The 11,500-word article entitled “Spygate to Deflategate: Inside what split the NFL and Patriots apart” alleges that head coach Bill Belichick and the Patriots engaged not only in the taping of opponents’ defensive signals – the 2007 “Spygate” controversy – but also in the real-time dissemination of that stolen information to their quarterbacks and other damning improprieties.

The story, written by Don Van Natta Jr. and Seth Wickersham, also points to the league’s assistance in destroying the Spygate evidence – and an alleged plea from Commissioner Roger Goodell to the NFL’s other owners to go along with it – as a reason why Goodell levied such a harsh punishment on Brady for “Deflategate.”

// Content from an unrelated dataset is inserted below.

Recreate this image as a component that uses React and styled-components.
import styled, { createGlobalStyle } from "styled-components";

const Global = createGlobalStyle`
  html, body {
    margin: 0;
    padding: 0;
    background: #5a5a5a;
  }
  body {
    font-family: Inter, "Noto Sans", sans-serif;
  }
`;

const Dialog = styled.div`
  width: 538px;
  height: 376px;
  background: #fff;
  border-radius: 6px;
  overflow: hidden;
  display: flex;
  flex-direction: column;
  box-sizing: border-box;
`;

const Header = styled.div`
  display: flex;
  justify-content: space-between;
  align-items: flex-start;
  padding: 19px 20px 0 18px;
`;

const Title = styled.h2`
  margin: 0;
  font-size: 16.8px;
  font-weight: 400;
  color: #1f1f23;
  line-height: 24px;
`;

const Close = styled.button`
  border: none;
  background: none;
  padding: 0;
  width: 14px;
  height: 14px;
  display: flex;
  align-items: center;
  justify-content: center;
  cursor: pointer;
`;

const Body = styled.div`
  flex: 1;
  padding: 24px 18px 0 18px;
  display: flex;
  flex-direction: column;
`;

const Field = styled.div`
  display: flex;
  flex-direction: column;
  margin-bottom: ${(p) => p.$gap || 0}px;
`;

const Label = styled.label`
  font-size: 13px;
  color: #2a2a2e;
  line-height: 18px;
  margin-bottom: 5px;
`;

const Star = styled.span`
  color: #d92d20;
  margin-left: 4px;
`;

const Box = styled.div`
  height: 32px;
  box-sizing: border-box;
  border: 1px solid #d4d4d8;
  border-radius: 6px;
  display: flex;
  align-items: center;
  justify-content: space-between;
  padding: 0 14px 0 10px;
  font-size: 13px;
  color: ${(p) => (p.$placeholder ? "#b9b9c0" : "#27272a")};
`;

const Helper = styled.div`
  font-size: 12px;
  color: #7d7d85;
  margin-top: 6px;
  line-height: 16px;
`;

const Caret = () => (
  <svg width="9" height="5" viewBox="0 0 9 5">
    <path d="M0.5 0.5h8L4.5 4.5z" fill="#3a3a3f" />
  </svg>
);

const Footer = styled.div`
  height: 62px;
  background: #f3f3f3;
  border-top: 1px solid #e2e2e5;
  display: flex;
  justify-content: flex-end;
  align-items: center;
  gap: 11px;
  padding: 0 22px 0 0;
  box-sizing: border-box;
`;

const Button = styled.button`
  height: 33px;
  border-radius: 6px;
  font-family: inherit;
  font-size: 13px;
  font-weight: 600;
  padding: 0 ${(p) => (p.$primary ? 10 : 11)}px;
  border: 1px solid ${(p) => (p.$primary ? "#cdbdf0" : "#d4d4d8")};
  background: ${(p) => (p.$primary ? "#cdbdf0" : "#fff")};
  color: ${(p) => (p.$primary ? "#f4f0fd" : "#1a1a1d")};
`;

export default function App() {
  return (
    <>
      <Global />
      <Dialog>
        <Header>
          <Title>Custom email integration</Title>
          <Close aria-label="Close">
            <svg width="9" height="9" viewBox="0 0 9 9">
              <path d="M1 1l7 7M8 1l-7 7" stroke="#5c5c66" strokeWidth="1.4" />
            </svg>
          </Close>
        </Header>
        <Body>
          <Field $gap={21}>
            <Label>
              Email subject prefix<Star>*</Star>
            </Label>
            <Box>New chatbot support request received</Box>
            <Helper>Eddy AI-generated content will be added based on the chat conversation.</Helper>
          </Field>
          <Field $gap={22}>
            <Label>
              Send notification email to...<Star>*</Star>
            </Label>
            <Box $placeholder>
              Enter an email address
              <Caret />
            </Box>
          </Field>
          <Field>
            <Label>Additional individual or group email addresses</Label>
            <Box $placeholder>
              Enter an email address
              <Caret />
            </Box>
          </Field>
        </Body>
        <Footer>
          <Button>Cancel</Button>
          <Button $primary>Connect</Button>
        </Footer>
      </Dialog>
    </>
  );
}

“The widespread perception that Goodell gave the Patriots a break on Spygate, followed by the NFL’s stonewalling of a potential congressional investigation into the matter, shaped owners’ expectations of what needed to be done by 345 Park Ave. on Deflategate,” reads the article, which ESPN says includes interviews with more than 90 people ranging from league owners to former Patriots players.

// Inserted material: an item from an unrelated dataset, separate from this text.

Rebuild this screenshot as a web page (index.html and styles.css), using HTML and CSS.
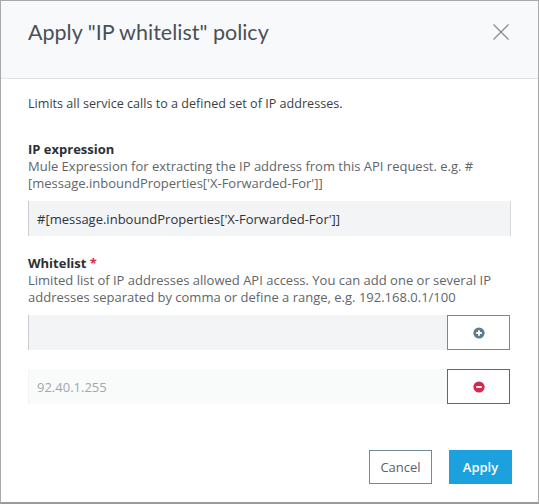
FILE: index.html
```html
<!DOCTYPE html>
<html>
<head>
<meta charset="utf-8">
<link rel="stylesheet" href="styles.css">
</head>
<body>
<div class="modal">
  <div class="header">
    <h1 class="title">Apply "IP whitelist" policy</h1>
    <svg class="close" width="16" height="16" viewBox="0 0 16 16"><path d="M0.5 0.5L15.5 15.5M15.5 0.5L0.5 15.5" stroke="#8a8a8a" stroke-width="1.2" fill="none"/></svg>
  </div>
  <div class="content">
    <p class="intro">Limits all service calls to a defined set of IP addresses.</p>
    <div class="field">
      <div class="label">IP expression</div>
      <div class="help">Mule Expression for extracting the IP address from this API request. e.g. #[message.inboundProperties['X-Forwarded-For']]</div>
      <div class="input">#[message.inboundProperties['X-Forwarded-For']]</div>
    </div>
    <div class="field field-2">
      <div class="label">Whitelist <span class="req">*</span></div>
      <div class="help">Limited list of IP addresses allowed API access. You can add one or several IP addresses separated by comma or define a range, e.g. 192.168.0.1/100</div>
      <div class="row">
        <div class="input grow"></div>
        <button class="btn-icon add"><svg width="12" height="12" viewBox="0 0 12 12"><circle cx="6" cy="6" r="5.6" fill="#5e7c8b"/><path d="M6 3.2V8.8M3.2 6H8.8" stroke="#fff" stroke-width="1.8"/></svg></button>
      </div>
      <div class="row row-2">
        <div class="input grow faded">92.40.1.255</div>
        <button class="btn-icon remove"><svg width="12" height="12" viewBox="0 0 12 12"><circle cx="6" cy="6" r="5.6" fill="#d2294c"/><path d="M3.2 6H8.8" stroke="#fff" stroke-width="1.8"/></svg></button>
      </div>
    </div>
  </div>
  <div class="footer">
    <button class="btn cancel">Cancel</button>
    <button class="btn apply">Apply</button>
  </div>
</div>
</body>
</html>
```
FILE: styles.css
```css
* { box-sizing: border-box; }
html, body { margin: 0; padding: 0; background: #fff; }
.modal {
  width: 539px;
  height: 504px;
  border: 1px solid #a9a9a9;
  border-bottom: 2px solid #9a9a9a;
  font-family: "Open Sans", sans-serif;
  color: #3b3f44;
  display: flex;
  flex-direction: column;
}
.header {
  height: 78px;
  background: #f8f9fb;
  border-bottom: 1px solid #e2e4e7;
  display: flex;
  align-items: center;
  justify-content: space-between;
  padding: 0 29px 16px 27px;
}
.title {
  margin: 0;
  font-family: "Lato", sans-serif;
  font-weight: 400;
  font-size: 21.5px;
  color: #4b5056;
}
.close { display: block; margin-top: 1px; }
.content { padding: 0 27px; }
.intro {
  margin: 16px 0 0;
  font-size: 12.6px;
  line-height: 17px;
}
.field { margin-top: 29px; }
.field-2 { margin-top: 19px; }
.label {
  font-weight: 700;
  font-size: 13px;
  line-height: 17px;
  color: #2c3034;
}
.req { color: #d2294c; }
.help {
  font-size: 13px;
  line-height: 17px;
  color: #61666b;
}
.input {
  margin-top: 9px;
  height: 35px;
  background: #f3f4f6;
  border-left: 1px solid #c9cdd1;
  border-right: 1px solid #d8dbde;
  padding: 0 8px;
  display: flex;
  align-items: center;
  font-size: 13px;
  color: #2f3337;
}
.row { display: flex; margin-top: 9px; }
.row .input { margin-top: 0; border-right: none; }
.row-2 { margin-top: 19px; }
.grow { flex: 1; }
.faded { background: #f9fafa; border-left-color: #f3f4f5; color: #a3a7ab; }
.btn-icon {
  width: 63px;
  height: 35px;
  background: #fff;
  padding: 0;
  display: flex;
  align-items: center;
  justify-content: center;
  margin-right: 1px;
}
.add { border: 1px solid #6c8d9b; }
.remove { border: 1px solid #d0334f; }
.footer {
  margin-top: auto;
  display: flex;
  justify-content: flex-end;
  gap: 17px;
  padding: 0 26px 18px 0;
}
.btn {
  height: 34px;
  width: 63px;
  font-family: "Open Sans", sans-serif;
  font-size: 13px;
  padding: 0;
}
.cancel { background: #fff; border: 1px solid #6c8a98; color: #5b6167; }
.apply { background: #1ba1de; border: 1px solid #1ba1de; color: #fff; font-weight: 600; }
```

The Patriots released a statement soon after disparaging the report, calling the allegations “unfounded, unwarranted and, quite frankly, unbelievable.”

The statement, which can be read in full here, goes on to say “The New England Patriots are led by an owner whose well-documented efforts on league wide initiatives — from TV contracts to preventing a work stoppage — have earned him the reputation as one of the best in the NFL. For the past 16 years, the Patriots have been led by one of the league’s all-time greatest coaches and one of its all-time greatest quarterbacks. It is disappointing that some choose to believe in myths, conjecture and rumors rather than giving credit for the team’s successes to Coach Belichick, his staff and the players for their hard work, attention to detail, methodical weekly preparation, diligence and overall performance.”

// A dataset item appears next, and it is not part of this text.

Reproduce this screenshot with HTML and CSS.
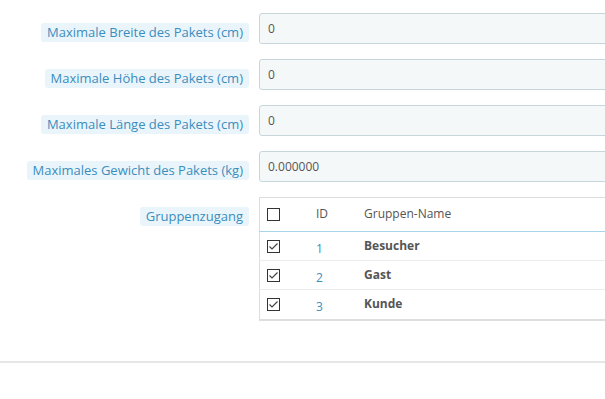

The league fined Belichick $5000,000, the Patriots $250,000, and the team lost its 2008 NFL Draft first-round pick as a result of Spygate. For last year’s ball-deflating controversy, Goodell fined the Patriots $1 million, took away two draft picks, and gave Brady his now-vacated four-game suspension.

Goodell, on an ESPN radio show Tuesday morning, said there was no connection between disciplines handed down between the two “-gates.” He also said he is willing to alter the role he plays in determining league punishments, but would still want final say on all disciplinary procedures.

The defending Super Bowl champions open the season, with Brady at quarterback, Thursday night against the Pittsburgh Steelers.